Grad student JOHN REDA presented his paper, Illinois Slavery Reconsidered:
The Signifcance of the Northwest Ordinance, at the SHEAR Conference
in Columbus, Ohio, in July.
Prof. Emeritus ROBERT V. REMINIs "Heroes of History" Lecture,
delivered at the White House on May 1 as part of the NEH's We the People
Initiative, is published as "Ordinary Heroes: Founders of our Republic"
in the July/August issue Humanities: The Magazine of the National Endowment
for the Humanities.
Prof. MARIAN RUBCHAK (Ph.D., 1987) of Valparaiso University reports that
she has been awarded a second Fulbright to Kyiv and Odessa. It begins
next January. She was recently promoted to Full Professor. Her annotated
translation, with introduction, of a volume of Sergei Soloviev's History
of Russia from Earliest Times was published last October. She recently
directed the masters thesis of a student at Hong Kong University
(on Ukrainian women/feminists) who used Marians work as a basis
for her project.
Prof. GREG SCHNEIDERs (Ph.D., 1996) book, Conservatism in America
Since 1930: A Reader (NYU Press, 2003) was selected as a main selection
of the Conservative Book Club. The just-tenured prof. at Emporia State
University has been invited to give a paper at the Evolution of American
Conservatism conference to be held October 11 at Ashland University. He
is Associate Chair of his department.
Prof. JAMES SEARING published two articles: "Conversion to Islam:
Military Recruitment and Generational Conflict in a Sereer-Safen Village
(Bandia), 1920-1938," Journal of African History 44 (2003);
and "Blancs et Noirs: la frontiere du desert
mauritanien. Notes critiques sur le livre de James Webb, Desert Frontier
(1995)," Annuaire de l'Afrique du Nord 39, (2000-2001). He
also presented a paper in May at the Institute for the Study of Islamic
Thought in Africa (ISITA), Third International Colloquium, "Muslim/Christian
Encounters in Africa," at Northwestern: "The Time of Conversion:
Christians and Muslims among the Sereer-Safen of Senegal, 1914-1950s."

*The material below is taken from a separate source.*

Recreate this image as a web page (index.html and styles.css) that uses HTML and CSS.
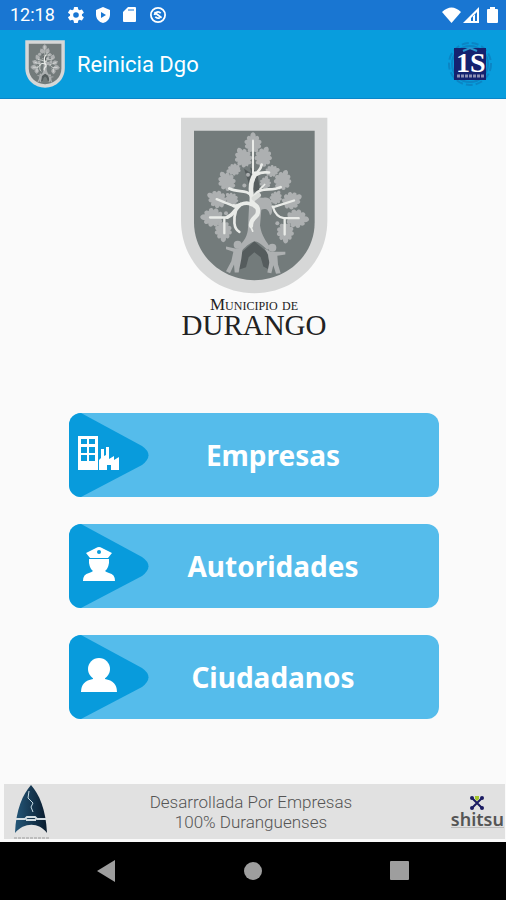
FILE: index.html
```html
<!DOCTYPE html>
<html lang="es">
<head>
    <meta charset="UTF-8">
    <meta name="viewport" content="width=device-width, initial-scale=1.0">
    <title>Reinicia Dgo</title>
    <link rel="stylesheet" href="styles.css">
</head>
<body>
    <!-- Shared drawings -->
    <svg class="defs" width="0" height="0" aria-hidden="true">
        <symbol id="leaf" viewBox="-24 -60 48 60" overflow="visible">
            <path d="M0 0 L-4 -5 C-12 0 -20 -6 -14 -14 C-23 -11 -29 -22 -20 -27 C-29 -30 -26 -42 -17 -40 C-22 -49 -13 -56 -8 -50 C-9 -58 -4 -63 0 -63 C4 -63 9 -58 8 -50 C13 -56 22 -49 17 -40 C26 -42 29 -30 20 -27 C29 -22 23 -11 14 -14 C20 -6 12 0 4 -5 Z"/>
        </symbol>
        <symbol id="shield" viewBox="30 20 444 530">
            <path fill="#d6d7d7" d="M33 22 H472 V330 C472 455 375 548 253 548 C130 548 33 455 33 330 Z"/>
            <path fill="#737b7b" d="M72 61 H434 V335 C434 435 350 509 253 509 C156 509 72 435 72 335 Z"/>
            <path fill="#555c5d" d="M222 175 L245 190 L240 170 L262 185 L270 240 L245 245 Z M200 480 L215 425 L253 392 L292 425 L302 480 L280 468 L272 440 L253 425 L236 440 L228 470 Z"/>
            <g fill="#adb0b1">
                <g transform="translate(249 128)"><use href="#leaf" x="-24" y="-60" width="48" height="60"/></g>
                <g transform="translate(234 168) rotate(-28)"><use href="#leaf" x="-24" y="-60" width="48" height="60"/></g>
                <g transform="translate(270 168) rotate(20)"><use href="#leaf" x="-24" y="-60" width="48" height="60"/></g>
                <g transform="translate(212 172) rotate(-105) scale(.7)"><use href="#leaf" x="-24" y="-60" width="48" height="60"/></g>
                <g transform="translate(286 186) rotate(78) scale(.7)"><use href="#leaf" x="-24" y="-60" width="48" height="60"/></g>
                <g transform="translate(186 238) rotate(-32)"><use href="#leaf" x="-24" y="-60" width="48" height="60"/></g>
                <g transform="translate(328 238) rotate(20)"><use href="#leaf" x="-24" y="-60" width="48" height="60"/></g>
                <g transform="translate(282 236) rotate(12) scale(.65)"><use href="#leaf" x="-24" y="-60" width="48" height="60"/></g>
                <g transform="translate(168 280) rotate(-62)"><use href="#leaf" x="-24" y="-60" width="48" height="60"/></g>
                <g transform="translate(200 280) rotate(-45) scale(.7)"><use href="#leaf" x="-24" y="-60" width="48" height="60"/></g>
                <g transform="translate(338 283) rotate(64)"><use href="#leaf" x="-24" y="-60" width="48" height="60"/></g>
                <g transform="translate(308 280) rotate(28) scale(.7)"><use href="#leaf" x="-24" y="-60" width="48" height="60"/></g>
                <g transform="translate(160 322) rotate(-88) scale(1.1)"><use href="#leaf" x="-24" y="-60" width="48" height="60"/></g>
                <g transform="translate(348 322) rotate(94) scale(1.1)"><use href="#leaf" x="-24" y="-60" width="48" height="60"/></g>
                <g transform="translate(160 332) rotate(180)"><use href="#leaf" x="-24" y="-60" width="48" height="60"/></g>
                <g transform="translate(345 336) rotate(178)"><use href="#leaf" x="-24" y="-60" width="48" height="60"/></g>
                <circle cx="234" cy="193" r="6"/>
                <circle cx="223" cy="225" r="6"/>
                <circle cx="168" cy="308" r="6"/>
                <circle cx="322" cy="338" r="6"/>
                <!-- trunk -->
                <path d="M238 270 C250 250 268 262 280 262 C300 258 304 270 306 285 C304 298 310 308 300 314 C296 296 286 292 274 298 L270 345 C274 375 290 395 302 412 L292 418 C276 402 262 392 253 392 C240 396 222 412 212 424 L204 410 C222 392 234 375 234 350 Z"/>
                <!-- children -->
                <circle cx="203" cy="403" r="12"/>
                <path d="M168 408 L196 414 L218 412 L214 445 L206 486 L194 486 L192 462 L180 488 L168 482 L184 452 L190 424 L168 416 Z"/>
                <circle cx="307" cy="412" r="12"/>
                <path d="M284 414 L302 424 L346 424 L346 432 L322 436 L324 462 L332 488 L318 490 L310 464 L304 488 L292 486 L298 456 L294 432 Z"/>
            </g>
            <g fill="none" stroke="#e9ebe8" stroke-linecap="round" stroke-linejoin="round">
                <path stroke-width="6" d="M249 90 V188"/>
                <path stroke-width="8" d="M275 162 C272 178 262 186 254 192 M262 192 C275 182 286 186 297 186"/>
                <path stroke-width="14" d="M256 190 C242 210 240 235 246 262 C244 276 250 283 258 288"/>
                <path stroke-width="13" d="M252 282 C264 288 266 300 262 312 C254 324 241 326 243 346"/>
                <path stroke-width="8" d="M246 258 C230 235 205 248 178 234 M252 258 C270 225 300 245 332 230"/>
                <path stroke-width="5" d="M270 236 L284 222 M243 350 L248 362"/>
                <path stroke-width="11" d="M244 282 C222 268 205 292 192 286 M212 282 C192 300 190 314 172 320"/>
                <path stroke-width="8" d="M198 300 C190 325 190 355 208 364"/>
                <path stroke-width="7" d="M190 286 L140 266 M172 321 L120 321 M163 325 V368 M372 270 L310 290 M308 288 C315 310 325 322 342 323 L386 323 M344 325 V372"/>
                <path stroke="#d9dcd9" stroke-width="14" d="M252 264 L266 254"/>
            </g>
        </symbol>
    </svg>

    <div class="status-bar">
        <span class="time">12:18</span>
        <div class="status-icons">
            <svg width="16" height="16" viewBox="2 2 20 20" fill="#fff"><path d="M19.4 13a7.500 7.500 0 0 0 0-2l2.100-1.600a.5.5 0 0 0 .1-.7l-2-3.400a.5.5 0 0 0-.6-.2l-2.500 1a7.300 7.300 0 0 0-1.700-1l-.4-2.600a.5.5 0 0 0-.5-.5h-4a.5.5 0 0 0-.5.5L9 5.100a7.300 7.300 0 0 0-1.700 1l-2.500-1a.5.5 0 0 0-.6.2l-2 3.400a.5.5 0 0 0 .1.700L4.600 11a7.500 7.500 0 0 0 0 2l-2.300 1.600a.5.5 0 0 0-.1.700l2 3.400c.1.200.4.300.6.200l2.500-1a7.300 7.300 0 0 0 1.700 1l.4 2.600c0 .3.200.5.5.5h4c.3 0 .5-.2.5-.5l.4-2.600a7.300 7.300 0 0 0 1.700-1l2.500 1c.2.100.5 0 .6-.2l2-3.400a.5.5 0 0 0-.1-.7zM12 15.500a3.500 3.500 0 1 1 0-7 3.500 3.500 0 0 1 0 7z"/></svg>
            <svg width="16" height="16" viewBox="0 0 16 16"><path fill="#fff" d="M8 0 L15 3 V7.500 C15 12 12 15 8 16 C4 15 1 12 1 7.500 V3 Z"/><path fill="#1976d2" d="M6 5 L11 8 L6 11 Z"/></svg>
            <svg width="16" height="16" viewBox="0 0 16 16"><path fill="#fff" d="M6 0 H13 Q14 0 14 1 V14 Q14 15 13 15 H2 Q1 15 1 14 V5 Z"/><path stroke="#1976d2" d="M7 2 V4 M9 2 V4 M11 2 V4"/></svg>
            <svg width="18" height="16" viewBox="0 0 18 18" fill="none" stroke="#fff"><circle cx="9" cy="9" r="8" stroke-width="2"/><path stroke-width="2" d="M5 9 A4 4 0 0 1 12 7 M5 6 L13 12 M6 11 A4 4 0 0 0 11 12"/></svg>
        </div>
        <div class="signal-icons">
            <svg width="19" height="16" viewBox="0 0 19 16"><path fill="#fff" d="M0 5 Q9.500 -4 19 5 L9.500 16 Z"/></svg>
            <svg width="16" height="16" viewBox="0 0 16 16"><path fill="#fff" d="M16 0 V16 H0 Z"/><path fill="#1976d2" d="M14 5 V14 H12 V8 H10 V14 H8 V11 Z"/></svg>
            <svg class="battery" width="11" height="16" viewBox="0 0 11 16"><path fill="#fff" d="M3 0 H8 V2 H10 Q11 2 11 3 V15 Q11 16 10 16 H1 Q0 16 0 15 V3 Q0 2 1 2 H3 Z"/></svg>
        </div>
    </div>

    <header class="toolbar">
        <svg class="toolbar-shield" width="40" height="48" role="img" aria-label="Durango"><use href="#shield"/></svg>
        <h1>Reinicia Dgo</h1>
        <svg class="toolbar-logo" width="44" height="44" viewBox="0 0 44 44" role="img" aria-label="1S">
            <g fill="none" stroke="#0b85c4" stroke-width="2">
                <circle cx="22" cy="22" r="21" stroke-dasharray="7 3"/>
                <circle cx="22" cy="22" r="18"/>
            </g>
            <rect x="6" y="6" width="32" height="32" fill="#15226f"/>
            <text class="logo-mark" x="8" y="30" fill="#fff">1S</text>
            <path stroke="#8d8fb5" stroke-width="3" stroke-dasharray="3 1" d="M9 34 H36"/>
            <path fill="none" stroke="#2a94cc" stroke-width="2" d="M15 9 L22 6 L29 9"/>
        </svg>
    </header>

    <main>
        <div class="brand">
            <svg width="148" height="177" role="img" aria-label="Escudo de Durango"><use href="#shield"/></svg>
            <p class="brand-top">Municipio de</p>
            <p class="brand-name">DURANGO</p>
        </div>

        <div class="menu">
            <button class="menu-button" type="button">
                <svg width="80" height="84" viewBox="0 0 80 84" aria-hidden="true">
                    <path fill="#089bdc" d="M0 0 H12 L73 33 Q86 42 73 52 L12 84 H0 Z"/>
                    <path fill="#fff" fill-rule="evenodd" d="M9 23 H29 V57 H9 Z M12 26 V31 H18 V26 Z M20 26 V31 H26 V26 Z M12 34 V40 H18 V34 Z M20 34 V40 H26 V34 Z M12 42 V48 H18 V42 Z M20 42 V48 H26 V42 Z"/>
                    <path fill="#fff" d="M30 57 V47 L32 45 V36 H35 V43 L37 42 V34 H40 V46 L45 43 V47 L50 44 V57 H42 V52 H38 V57 Z"/>
                </svg>
                <span>Empresas</span>
            </button>
            <button class="menu-button" type="button">
                <svg width="80" height="84" viewBox="0 0 80 84" aria-hidden="true">
                    <path fill="#089bdc" d="M0 0 H12 L73 33 Q86 42 73 52 L12 84 H0 Z"/>
                    <path fill="#fff" d="M17 29 L27 24 Q30 22 33 24 L43 29 L39 34 H21 Z M20 35 H40 V39 Q39 45 36 47 Q37 48 40 49 Q46 50 46 57 H14 Q14 50 20 49 Q23 48 24 47 Q21 45 20 39 Z"/>
                    <circle cx="30" cy="28" r="2" fill="#089bdc"/>
                </svg>
                <span>Autoridades</span>
            </button>
            <button class="menu-button" type="button">
                <svg width="80" height="84" viewBox="0 0 80 84" aria-hidden="true">
                    <path fill="#089bdc" d="M0 0 H12 L73 33 Q86 42 73 52 L12 84 H0 Z"/>
                    <circle cx="30" cy="34" r="11" fill="#fff"/>
                    <path fill="#fff" d="M24 41 H36 V44 Q48 46 48 57 H12 Q12 46 24 44 Z"/>
                </svg>
                <span>Ciudadanos</span>
            </button>
        </div>
    </main>

    <footer class="credits">
        <svg class="arrow-logo" width="38" height="55" viewBox="0 0 38 55" aria-hidden="true">
            <defs>
                <linearGradient id="arrow-fill" x1="0" x2="1">
                    <stop offset="0" stop-color="#245779"/>
                    <stop offset="1" stop-color="#091b2d"/>
                </linearGradient>
            </defs>
            <path fill="url(#arrow-fill)" d="M18 1 C26 10 33 25 34 49 C26 38 11 38 2 49 C3 25 10 10 18 1 Z"/>
            <path fill="none" stroke="#c8dce5" d="M16 7 L15 14 L20 19 L18 23 L20 28"/>
            <path fill="none" stroke="#d3dde2" stroke-width="2" d="M3 35 H12 L14 33 H22 L24 35 H33 M13 36 H23"/>
            <path stroke="#999" stroke-dasharray="3 1" d="M1 54 H36"/>
        </svg>
        <p>Desarrollada Por Empresas<br>100% Duranguenses</p>
        <div class="shitsu">
            <svg width="16" height="16" viewBox="0 0 16 16" aria-hidden="true">
                <path stroke="#1b1c62" stroke-width="2" d="M3 3 L13 13 M13 3 L3 13"/>
                <g fill="#1b1c62">
                    <circle cx="3" cy="3" r="2"/>
                    <circle cx="13" cy="3" r="2"/>
                    <circle cx="3" cy="13" r="2"/>
                    <circle cx="13" cy="13" r="2"/>
                </g>
                <path fill="#a4c52c" d="M6 1 H10 V4 L8 6 L6 4 Z"/>
            </svg>
            <span>shitsu</span>
        </div>
    </footer>

    <nav class="system-nav">
        <button type="button" aria-label="Atrás"><svg width="20" height="22" viewBox="0 0 20 22"><path fill="#9e9e9e" d="M19 0 V22 L1 11 Z"/></svg></button>
        <button type="button" aria-label="Inicio"><svg width="20" height="20" viewBox="0 0 20 20"><circle cx="10" cy="10" r="9" fill="#9e9e9e"/></svg></button>
        <button type="button" aria-label="Recientes"><svg width="20" height="20" viewBox="0 0 20 20"><rect width="19" height="19" rx="1" fill="#9e9e9e"/></svg></button>
    </nav>
</body>
</html>
```
FILE: styles.css
```css
* {
    box-sizing: border-box;
}

body {
    display: flex;
    flex-direction: column;
    min-height: 100vh;
    margin: 0;
    font-family: Roboto, sans-serif;
    background-color: #fafafa;
}

h1,
p {
    margin: 0;
}

svg {
    display: block;
}

button {
    padding: 0;
    border: none;
    cursor: pointer;
}

.defs {
    position: absolute;
}

.status-bar {
    display: flex;
    align-items: center;
    height: 30px;
    padding: 0 8px 0 10px;
    background-color: #1976d2;
    color: white;
}

.time {
    font-size: 18px;
    line-height: 24px;
}

.status-icons {
    display: flex;
    gap: 11px;
    margin-left: 13px;
}

.signal-icons {
    display: flex;
    gap: 2px;
    margin-left: auto;
}

.battery {
    margin-left: 6px;
}

.toolbar {
    display: flex;
    align-items: center;
    height: 69px;
    padding: 0 14px 0 25px;
    background-color: #089ddd;
    border-bottom: 1px solid #0a86c9;
    color: white;
}

.toolbar h1 {
    margin-left: 12px;
    font-size: 22px;
    font-weight: 400;
}

.toolbar-logo {
    margin-left: auto;
}

.logo-mark {
    font-family: "Liberation Serif", serif;
    font-size: 28px;
    font-weight: bold;
}

main {
    flex: 1;
    padding: 18px 67px 0 69px;
}

.brand {
    display: flex;
    flex-direction: column;
    align-items: center;
    font-family: "Liberation Serif", serif;
    color: #222;
}

.brand-top {
    margin-top: 4px;
    font-size: 17px;
    line-height: 14px;
    font-variant: small-caps;
}

.brand-name {
    font-size: 29px;
    line-height: 26px;
}

.menu {
    display: grid;
    gap: 27px;
    margin-top: 75px;
}

.menu-button {
    display: flex;
    align-items: center;
    overflow: hidden;
    padding-right: 42px;
    border-radius: 12px;
    background-color: #55bceb;
    color: white;
    font-family: "Noto Sans", sans-serif;
    font-size: 28px;
    font-weight: bold;
}

.menu-button span {
    flex: 1;
    text-align: center;
}

.credits {
    display: flex;
    align-items: center;
    justify-content: space-between;
    margin: 0 1px 3px 4px;
    padding-left: 9px;
    background-color: #e1e1e1;
}

.credits p {
    color: #555;
    font-size: 17px;
    font-weight: 300;
    line-height: 20px;
    text-align: center;
}

.shitsu {
    display: flex;
    flex-direction: column;
    align-items: center;
    padding-right: 1px;
    color: #555;
    font-family: "Noto Sans", sans-serif;
    font-size: 18px;
    font-weight: 600;
    line-height: 16px;
}

.shitsu span {
    border-bottom: 1px solid #bbb;
}

.system-nav {
    display: grid;
    grid-template-columns: repeat(3, 1fr);
    height: 58px;
    padding: 0 32px;
    background-color: black;
}

.system-nav button {
    display: flex;
    align-items: center;
    justify-content: center;
    background: none;
}
```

Prof. DANIEL S. SMITH's essay, "Seasoning, Disease Environment, and
Conditions of Exposure: New York Union Army Regiments and Soldiers,"
appeared in Dora Costa, ed. Health and Labor Force Participation over
the Life Cycle, a volume published by the University of Chicago Press
in the National Bureau of Economic Research Series on Long-Term Factors
in Economic Development.
Grad student ERIC SMITH was married on Sept. 20 to Mireia Valls from Barcelona,
Spain. Ms. Valls works as a psychologist for Chicago Public Schools.
Prof. MARY TODD (Ph.D., 1996) of Concordia University River Forest gave
a paper, "Defying or Defining? Transplanting Old Lutheranism into
a New Nation" at the Society for Historians of the Early American
Republic at Ohio State in July. She also was awarded a two-year grant
by the Louisville Institute to support research, including the gathering
of oral histories, on a book on the 1970s schism in the Lutheran Church-Missouri
Synod. She continues in her position as Assistant Vice President for Academics
at Concordia.
Prof. BEN WHISENHUNT (Ph.D., 1997) was promoted to Professor of History
at the College of DuPage. He will be leading a group of students to Russia
in 2004.
UIC undergraduate History major SCOTT WILSON won a NSEP (National Security
Education Program) scholarship for his summer and fall programs in Russia.